Une bataille idéologique ? L’agence publique s’en défend : « On a juste constaté que n’étant ni organisateur ni producteur, ces sociétés ne fournissaient pas de travail aux intermittents qui, par ailleurs, font appel à leurs services pour la gestion administrative, ce qui revient à du portage salarial et n’est pas admis dans le domaine du spectacle. » « Ils confondent portage et partage », rétorque Emily Lecourtois. Ce dialogue de sourds devrait maintenant se poursuivre devant un tribunal administratif, Smart rappelant qu’elle détient une licence d’entrepreneur de spectacle. « On va faire valoir notre bon droit », dit-on chez Smart qui, déjà en 2013, avait dû en passer par la case justice pour faire reconnaître ses statuts. « Une société citée en modèle en Belgique et radiée de l’autre côté de la frontière », souffle dépitée Emily Lecourtois.

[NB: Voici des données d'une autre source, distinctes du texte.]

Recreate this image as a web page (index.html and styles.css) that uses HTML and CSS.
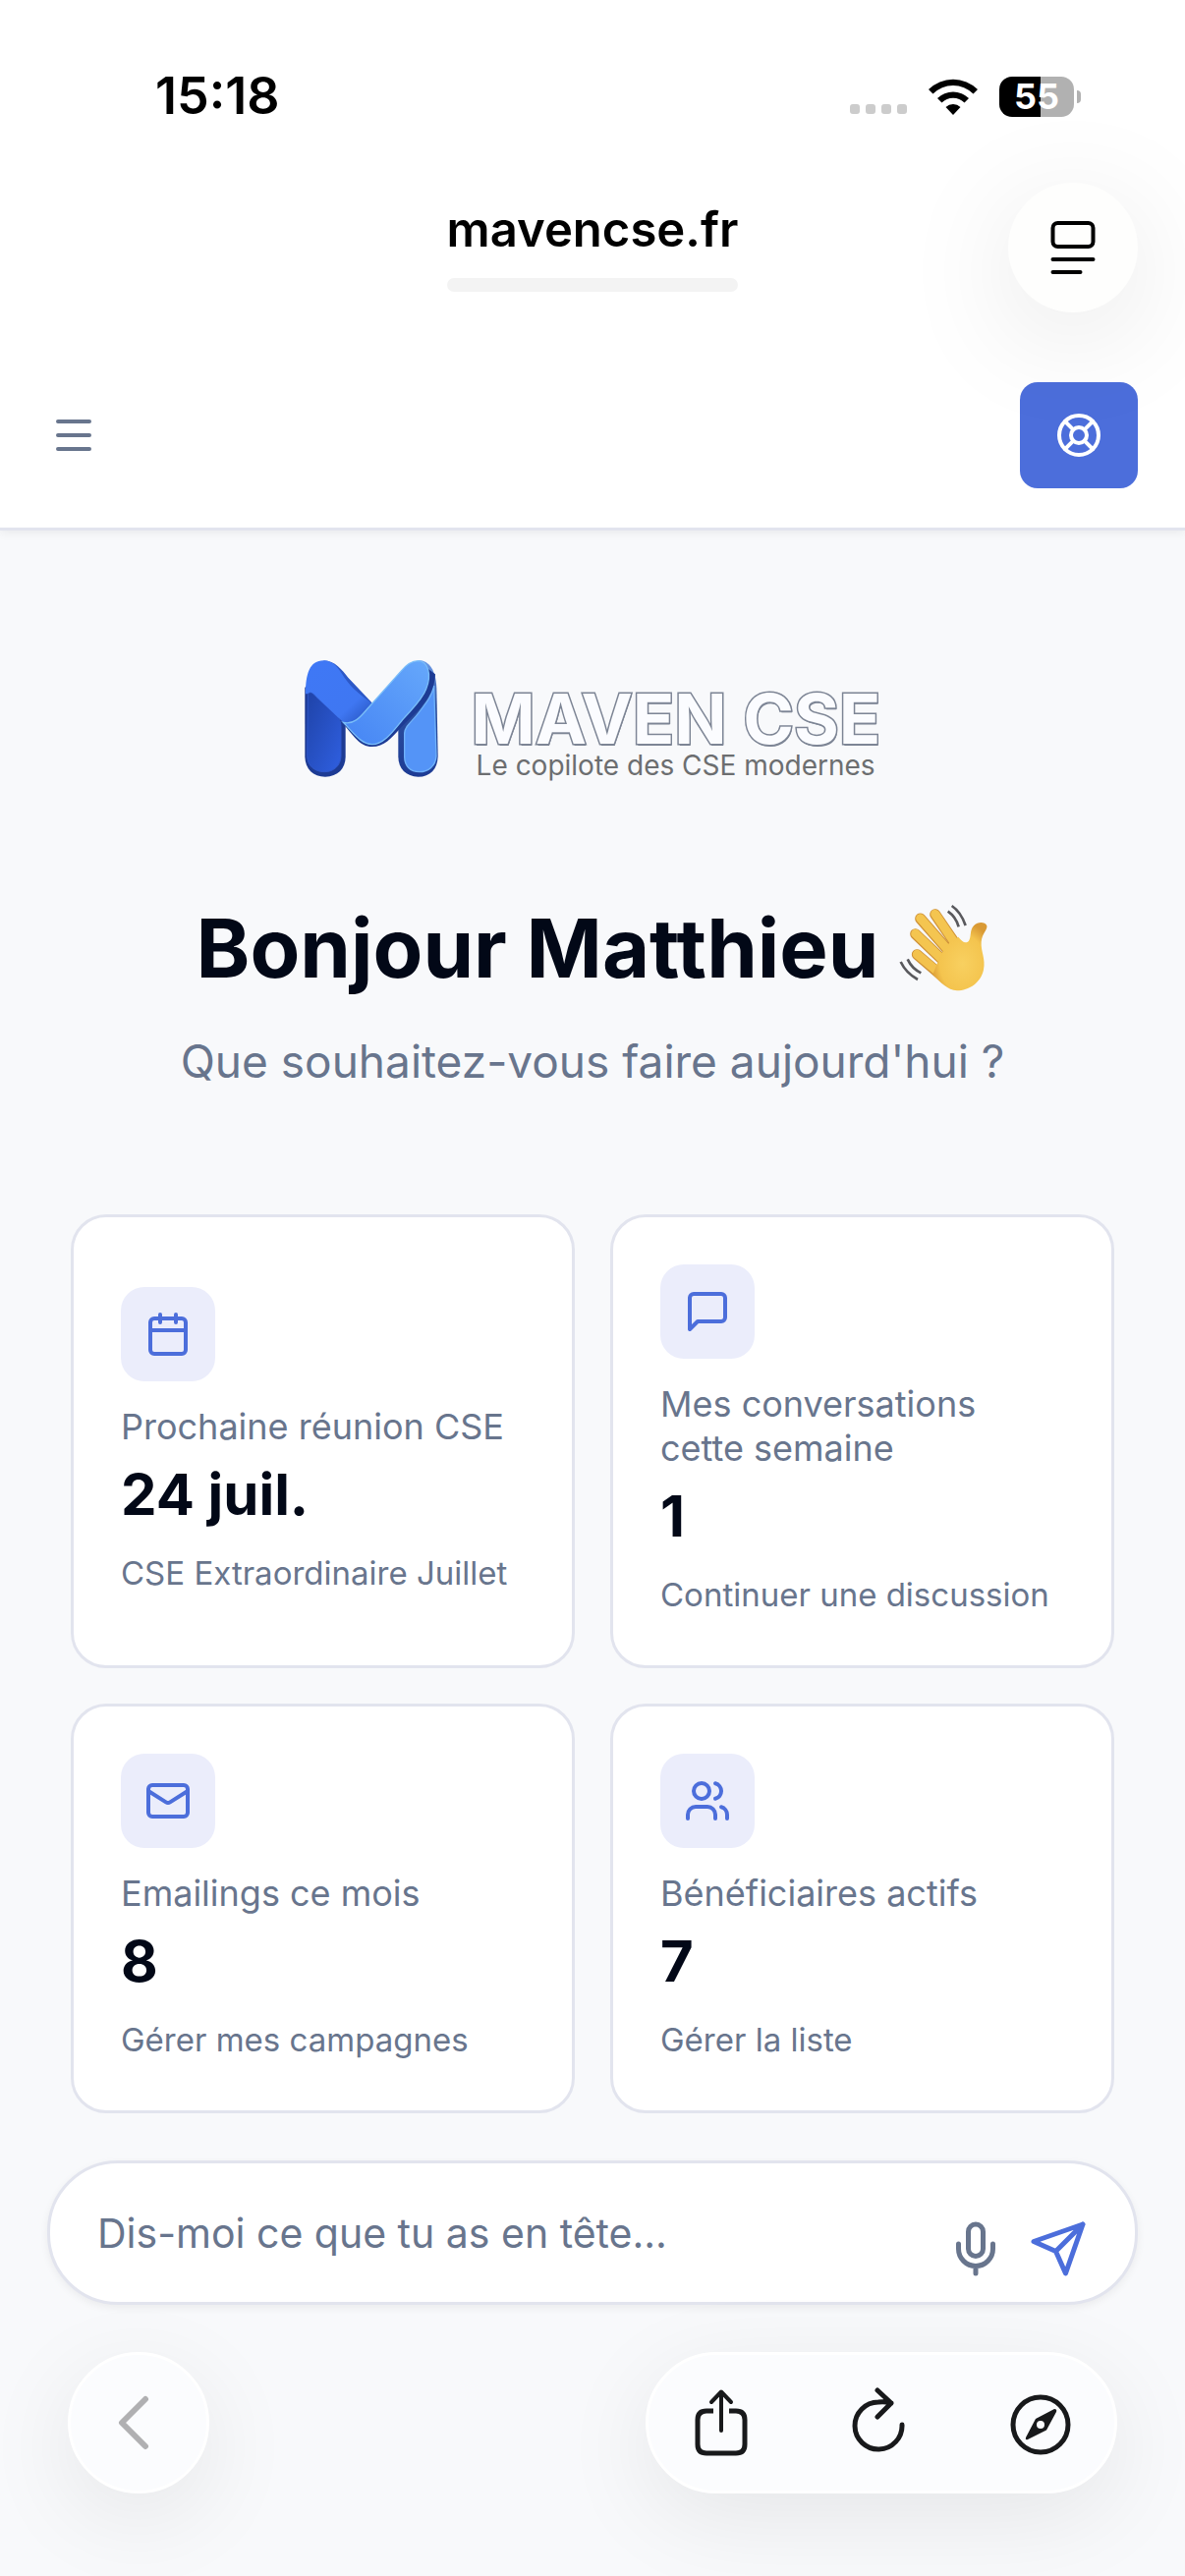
FILE: index.html
```
<!DOCTYPE html>
<html lang="fr">
<head>
  <meta charset="UTF-8" />
  <meta name="viewport" content="width=device-width, initial-scale=1.0" />
  <title>Maven CSE</title>
  <link rel="stylesheet" href="styles.css">
</head>
<body>
  <div class="status-bar">
    <time class="clock">15:18</time>
    <div class="status-icons">
      <div class="signal"><i></i><i></i><i></i><i></i></div>
      <svg class="wifi" viewBox="0 0 50 37" aria-hidden="true">
        <path d="M0 11 A35.500 35.500 0 0 1 50 11 L45.500 15.500 A29 29 0 0 0 4.500 15.500 Z" />
        <path d="M9 20 A23 23 0 0 1 41 20 L36.500 24.500 A16.500 16.500 0 0 0 13.500 24.500 Z" />
        <path d="M17.500 29 A11 11 0 0 1 32.500 29 L25 37 Z" />
      </svg>
      <div class="battery"><span>55</span></div>
    </div>
  </div>

  <div class="browser-bar">
    <div class="address">
      <span>mavencse.fr</span>
      <div class="address-line"></div>
    </div>
    <button class="reader-btn" type="button" aria-label="Options de page">
      <svg viewBox="0 0 46 56" width="46" height="56" fill="none" stroke="#000" stroke-width="4" stroke-linecap="round">
        <rect x="2.500" y="3" width="41" height="24" rx="5" />
        <path d="M2.500 40H43.500M2.500 53H30.500" />
      </svg>
    </button>
  </div>

  <header class="app-header">
    <button class="menu-btn" type="button" aria-label="Menu">
      <svg class="icon" viewBox="0 0 24 24"><path d="M4 5h16M4 12h16M4 19h16" /></svg>
    </button>
    <button class="help-btn" type="button" aria-label="Aide">
      <svg class="icon" viewBox="0 0 24 24">
        <circle cx="12" cy="12" r="10" />
        <path d="m4.930 4.930 4.240 4.240m5.660 0 4.240-4.240m-4.240 9.900 4.240 4.240m-9.900-4.240-4.240 4.240" />
        <circle cx="12" cy="12" r="4" />
      </svg>
    </button>
  </header>

  <main>
    <div class="logo">
      <svg class="logo-mark" viewBox="57 97 408 357" aria-hidden="true">
        <defs>
          <linearGradient id="legLeft" x1="0" y1="0" x2="1" y2="1">
            <stop offset="0" stop-color="#1f43a8" />
            <stop offset="1" stop-color="#2f5fe0" />
          </linearGradient>
          <linearGradient id="bandLeft" x1="0" y1="0" x2="1" y2="1">
            <stop offset="0" stop-color="#3f78f6" />
            <stop offset=".7" stop-color="#3f77f2" />
            <stop offset="1" stop-color="#2450bb" />
          </linearGradient>
          <linearGradient id="bandRight" x1="0" y1="1" x2="1" y2="0">
            <stop offset="0" stop-color="#4584f4" />
            <stop offset="1" stop-color="#66a8fb" />
          </linearGradient>
          <linearGradient id="edge" x1="0" y1="0" x2="0" y2="1">
            <stop offset="0" stop-color="#6c9be8" />
            <stop offset=".4" stop-color="#2c4f9f" />
            <stop offset="1" stop-color="#1d3b94" />
          </linearGradient>
        </defs>
        <path fill="url(#edge)" d="M404 97 C440 98 457 130 460 180 L464 390 C463 430 440 453 404 453 C367 453 343 428 343 392 V290 Z" />
        <path fill="#5494f7" stroke="#6fb2fb" stroke-width="4" d="M452 175 L459 390 C457 420 435 438 407 438 C380 438 362 420 362 392 V320 C364 296 385 285 405 258 C425 230 445 210 452 175 Z" />
        <path fill="#1d3b94" d="M58 180 V392 C59 430 83 453 120 453 C158 453 182 428 182 392 V290 L90 160 Z" />
        <path fill="url(#legLeft)" stroke="#2e57ca" stroke-width="3" d="M67 200 C75 190 84 200 92 209 L150 262 C165 276 168 285 168 303 V390 C167 420 145 438 118 438 C88 438 66 420 65 390 Z" />
        <path fill="#2c58c7" d="M115 98 C150 98 172 128 190 150 L264 228 L205 292 L150 240 Z" />
        <path fill="url(#bandLeft)" d="M115 98 C140 99 155 113 170 137 C192 174 220 199 255 223 L262 230 L215 280 Q200 290 178 290 L92 208 C82 196 74 190 66 200 L60 200 C60 140 72 98 115 98 Z" />
        <path fill="#1d3b94" d="M172 288 C205 325 225 361 263 361 C300 361 322 335 350 303 L408 246 C436 214 454 184 456 140 L430 120 L300 300 Z" />
        <path fill="url(#bandRight)" stroke="#79bdf9" stroke-width="4" d="M175 287 C210 296 232 264 250 244 L350 132 C368 110 385 99 403 99 C434 100 446 140 428 185 C415 220 385 245 355 280 C330 310 300 354 263 354 C228 352 210 322 175 287 Z" />
      </svg>
      <div class="logo-text">
        <strong>MAVEN CSE</strong>
        <span>Le copilote des CSE modernes</span>
      </div>
    </div>

    <h1>
      Bonjour Matthieu
      <svg class="wave" viewBox="84 56 276 276" role="img" aria-label="salut">
        <defs>
          <radialGradient id="skin" cx=".55" cy=".6" r=".6">
            <stop offset="0" stop-color="#f8d060" />
            <stop offset=".7" stop-color="#f4c44e" />
            <stop offset="1" stop-color="#d99a35" />
          </radialGradient>
        </defs>
        <g fill="none" stroke-linecap="round">
          <path stroke="#cf9238" stroke-width="33" d="M142 214 L225 285" />
          <path stroke="#f3c24d" stroke-width="27" d="M142 213 L225 283" />
          <path stroke="#cf9238" stroke-width="33" d="M137 151 L230 240" />
          <path stroke="#f4c550" stroke-width="27" d="M137 150 L230 240" />
          <path stroke="#cf9238" stroke-width="33" d="M152 104 L245 210" />
          <path stroke="#f4c550" stroke-width="27" d="M152 103 L245 210" />
          <path stroke="#cf9238" stroke-width="33" d="M197 91 L265 190" />
          <path stroke="#f4c550" stroke-width="27" d="M197 90 L265 190" />
        </g>
        <path fill="url(#skin)" d="M242 176 L268 160 C280 175 290 182 300 172 C308 160 302 140 315 126 C328 112 350 114 355 126 C358 138 340 150 338 175 C336 205 352 225 345 260 C337 300 300 324 264 324 C235 322 215 300 190 275 L204 240 L218 208 Z" />
        <g fill="none" stroke="#59595d" stroke-width="8">
          <path d="M248 65 Q276 84 290 125M236 82 Q260 98 269 129M92 236 Q108 270 144 290M113 228 Q126 256 154 270" />
        </g>
      </svg>
    </h1>
    <p class="subtitle">Que souhaitez-vous faire aujourd'hui ?</p>

    <div class="cards">
      <a class="card" href="#reunions">
        <span class="card-icon">
          <svg class="icon" viewBox="0 0 24 24"><path d="M8 2v4M16 2v4M3 10h18" /><rect x="3" y="4" width="18" height="18" rx="2" /></svg>
        </span>
        <span class="card-label">Prochaine réunion CSE</span>
        <span class="card-value">24 juil.</span>
        <span class="card-note">CSE Extraordinaire Juillet</span>
      </a>
      <a class="card" href="#conversations">
        <span class="card-icon">
          <svg class="icon" viewBox="0 0 24 24"><path d="M21 15a2 2 0 0 1-2 2H7l-4 4V5a2 2 0 0 1 2-2h14a2 2 0 0 1 2 2z" /></svg>
        </span>
        <span class="card-label">Mes conversations cette semaine</span>
        <span class="card-value">1</span>
        <span class="card-note">Continuer une discussion</span>
      </a>
      <a class="card" href="#emailings">
        <span class="card-icon">
          <svg class="icon" viewBox="0 0 24 24"><rect x="2" y="4" width="20" height="16" rx="2" /><path d="m22 7-8.970 5.700a1.940 1.940 0 0 1-2.060 0L2 7" /></svg>
        </span>
        <span class="card-label">Emailings ce mois</span>
        <span class="card-value">8</span>
        <span class="card-note">Gérer mes campagnes</span>
      </a>
      <a class="card" href="#beneficiaires">
        <span class="card-icon">
          <svg class="icon" viewBox="0 0 24 24"><path d="M16 21v-2a4 4 0 0 0-4-4H6a4 4 0 0 0-4 4v2" /><circle cx="9" cy="7" r="4" /><path d="M22 21v-2a4 4 0 0 0-3-3.870M16 3.130a4 4 0 0 1 0 7.750" /></svg>
        </span>
        <span class="card-label">Bénéficiaires actifs</span>
        <span class="card-value">7</span>
        <span class="card-note">Gérer la liste</span>
      </a>
    </div>
  </main>

  <form class="prompt">
    <input type="text" placeholder="Dis-moi ce que tu as en tête..." aria-label="Votre message" />
    <div class="prompt-actions">
      <button class="mic-btn" type="button" aria-label="Dicter">
        <svg class="icon" viewBox="0 0 24 24"><rect x="9" y="2" width="6" height="13" rx="3" /><path d="M19 10v2a7 7 0 0 1-14 0v-2M12 19v3" /></svg>
      </button>
      <button class="send-btn" type="submit" aria-label="Envoyer">
        <svg class="icon" viewBox="0 0 24 24"><path d="m22 2-7 20-4-9-9-4ZM22 2 11 13" /></svg>
      </button>
    </div>
  </form>

  <nav class="toolbar">
    <button class="back-btn" type="button" aria-label="Retour">
      <svg viewBox="0 0 36 56" width="36" height="56"><path d="M30 4 6 28l24 24" /></svg>
    </button>
    <div class="toolbar-group">
      <button type="button" aria-label="Partager">
        <svg viewBox="0 0 72 72" width="72" height="72">
          <path d="M27 24H20Q11 24 11 33V58Q11 67 20 67H50Q59 67 59 58V33Q59 24 50 24H43" stroke-linecap="butt" />
          <path stroke-width="4" d="M35 44V5M25 15 35 4.500 45 15" />
        </svg>
      </button>
      <button type="button" aria-label="Recharger">
        <svg viewBox="0 0 72 72" width="72" height="72">
          <path d="M57 38A24 24 0 1 1 33 15Q39 14 46 16M32 3 46 16 32 30" />
        </svg>
      </button>
      <button type="button" aria-label="Explorer">
        <svg viewBox="0 0 72 72" width="72" height="72">
          <circle cx="36" cy="38" r="28" />
          <path fill="#18191b" stroke="none" fill-rule="evenodd" d="M50 22Q53 22 52 25L42 43.500 23 53Q20 54 21 51L31 32 50 22ZM40 38a4 4 0 1 0-8 0 4 4 0 1 0 8 0Z" />
        </svg>
      </button>
    </div>
  </nav>
</body>
</html>
```
FILE: styles.css
```
* {
  box-sizing: border-box;
}
body {
  margin: 0;
  min-height: 100vh;
  display: flex;
  flex-direction: column;
  background-color: #f8f9fb;
  color: #020817;
  font-family: Inter, sans-serif;
}
button {
  display: flex;
  align-items: center;
  justify-content: center;
  padding: 0;
  border: none;
  background: none;
  cursor: pointer;
}
.icon {
  width: 48px;
  height: 48px;
  fill: none;
  stroke: currentColor;
  stroke-width: 2;
  stroke-linecap: round;
  stroke-linejoin: round;
}

/* Barre d'état */
.status-bar {
  display: flex;
  justify-content: space-between;
  align-items: center;
  padding: 68px 113px 58px 158px;
  background-color: #fff;
  color: #000;
}
.clock {
  font-size: 52px;
  line-height: 60px;
  font-weight: 600;
}
.status-icons {
  display: flex;
  align-items: center;
  gap: 22px;
}
.signal {
  display: flex;
  gap: 6px;
  padding-top: 26px;
}
.signal i {
  width: 10px;
  height: 10px;
  border-radius: 3px;
  background-color: #ccc;
}
.wifi {
  width: 50px;
  height: 37px;
}
.battery {
  position: relative;
  width: 76px;
  height: 41px;
  border-radius: 13px;
  background: linear-gradient(90deg, #000 55%, #b1b1b1 55%);
  color: #fff;
  font-size: 36px;
  line-height: 41px;
  font-weight: 700;
  text-align: center;
}
.battery::after {
  content: "";
  position: absolute;
  top: 14px;
  right: -7px;
  width: 4px;
  height: 13px;
  border-radius: 0 4px 4px 0;
  background-color: #b1b1b1;
}

/* Barre d'adresse */
.browser-bar {
  position: relative;
  z-index: 2;
  display: grid;
  grid-template-columns: 1fr auto 1fr;
  padding: 0 48px 31px;
  background-color: #fff;
}
.address {
  grid-column: 2;
  padding-top: 18px;
  color: #000;
  font-size: 49px;
  line-height: 60px;
  font-weight: 600;
}
.address-line {
  height: 14px;
  margin-top: 19px;
  border-radius: 7px;
  background-color: #f3f3f3;
}
.reader-btn {
  justify-self: end;
  width: 132px;
  height: 132px;
  border-radius: 50%;
  background-color: #fefefd;
  box-shadow: 0 24px 120px rgba(0, 0, 0, 0.1);
}

/* En-tête de l'application */
.app-header {
  display: flex;
  justify-content: space-between;
  align-items: center;
  padding: 40px 48px;
  border-bottom: 3px solid #e2e4ee;
  background-color: #fff;
  box-shadow: 0 3px 9px rgba(0, 0, 0, 0.06);
}
.menu-btn {
  padding: 0 3px;
  color: #68758d;
}
.help-btn {
  width: 120px;
  height: 108px;
  border-radius: 18px;
  background-color: #4c6edb;
  color: #fff;
}

main {
  padding: 132px 72px 48px;
}
.logo {
  display: flex;
  justify-content: center;
  gap: 34px;
}
.logo-mark {
  width: 136px;
  height: 119px;
}
.logo-text {
  display: flex;
  flex-direction: column;
  padding-top: 27px;
}
.logo-text strong {
  color: #fbfcff;
  font-size: 70px;
  line-height: 66px;
  font-weight: 700;
  -webkit-text-stroke: 3px #7d8595;
  paint-order: stroke fill;
  text-shadow: 1px 2px 0 #7d8595;
}
.logo-text span {
  padding-left: 5px;
  color: #6c6e70;
  font-size: 28px;
  line-height: 28px;
}
h1 {
  display: flex;
  justify-content: center;
  align-items: center;
  gap: 20px;
  margin: 118px 0 0;
  font-size: 83px;
  line-height: 108px;
  font-weight: 700;
}
.wave {
  width: 92px;
  height: 92px;
}
.subtitle {
  margin: 25px 0 120px;
  color: #68758d;
  font-size: 46px;
  line-height: 72px;
  text-align: center;
}

.cards {
  display: grid;
  grid-template-columns: 1fr 1fr;
  gap: 36px;
}
.card {
  display: flex;
  flex-direction: column;
  justify-content: center;
  padding: 48px;
  border: 3px solid #e2e4ee;
  border-radius: 36px;
  background-color: #fff;
  color: #68758d;
  text-decoration: none;
}
.card-icon {
  display: flex;
  align-items: center;
  justify-content: center;
  width: 96px;
  height: 96px;
  margin-bottom: 24px;
  border-radius: 24px;
  background-color: #ebedfb;
  color: #4c6edb;
}
.card-label {
  font-size: 36px;
  line-height: 45px;
}
.card-value {
  margin: 9px 0 18px;
  color: #020817;
  font-size: 58px;
  line-height: 75px;
  font-weight: 700;
}
.card-note {
  font-size: 33px;
  line-height: 48px;
}

.prompt {
  display: flex;
  align-items: center;
  height: 147px;
  margin: 0 48px;
  padding: 0 48px;
  border: 3px solid #e2e4ee;
  border-radius: 72px;
  background-color: #fff;
  box-shadow: 0 3px 9px rgba(0, 0, 0, 0.06);
}
.prompt input {
  flex: 1;
  min-width: 0;
  padding: 0;
  border: none;
  outline: none;
  background: none;
  color: #020817;
  font: 41px/60px Inter, sans-serif;
}
.prompt input::placeholder {
  color: #68758d;
  opacity: 1;
}
.prompt-actions {
  display: flex;
  gap: 24px;
  padding-top: 33px;
}
.prompt-actions .icon {
  width: 60px;
  height: 60px;
}
.mic-btn {
  color: #68758d;
}
.send-btn {
  color: #4c6edb;
}

/* Barre d'outils du navigateur */
.toolbar {
  display: flex;
  justify-content: space-between;
  padding: 48px 69px 84px;
}
.toolbar svg {
  fill: none;
  stroke: #18191b;
  stroke-width: 5;
  stroke-linecap: round;
  stroke-linejoin: round;
}
.back-btn,
.toolbar-group {
  height: 144px;
  border: 3px solid #fff;
  border-radius: 72px;
  background-color: #fbfcfe;
  box-shadow: 0 24px 96px rgba(0, 0, 0, 0.08);
}
.back-btn {
  width: 144px;
  padding-right: 10px;
}
.toolbar .back-btn svg {
  stroke: #b0b0b2;
  stroke-width: 6;
}
.toolbar-group {
  display: flex;
  align-items: center;
  gap: 90px;
  padding: 0 39px;
}
```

En attendant, la mobilisation s’organise. Une lettre ouverte signée de personnalités de la culture, de politiques, économistes ou sociologues a été adressée à Élisabeth Borne, ministre du Travail, Roselyne Bachelot pour la Culture et Olivia Grégoire, secrétaire d’État chargée de l’Économie sociale, solidaire et responsable. Une pétition circule et sur les réseaux sociaux, derrière le hastag #touchepasàmascoop, les témoignages et soutiens se succèdent. À commencer par ceux, nombreux, d’intermittents adhérents défendant ce modèle coopératif et solidaire qui, dans cette période de crise sanitaire, a permis aux artistes et techniciens dont les spectacles ont été annulés de bénéficier de compensations salariales.

Ce modèle récent n’est sans doute pas parfait mais il est incontestablement innovant. Son avenir en France passe sans doute par la manière dont ce litige sera résolu. L’affaire est donc très sérieuse. Les « hautes sphères » en ont peut-être pris conscience. Une réunion interministérielle s’est en effet tenue le 1er octobre au soir au ministère du Travail en présence de l’avocat de Smart. L’idée d’un moratoire concernant la décision de Pôle emploi service a été avancée, sans plus détail. À suivre donc.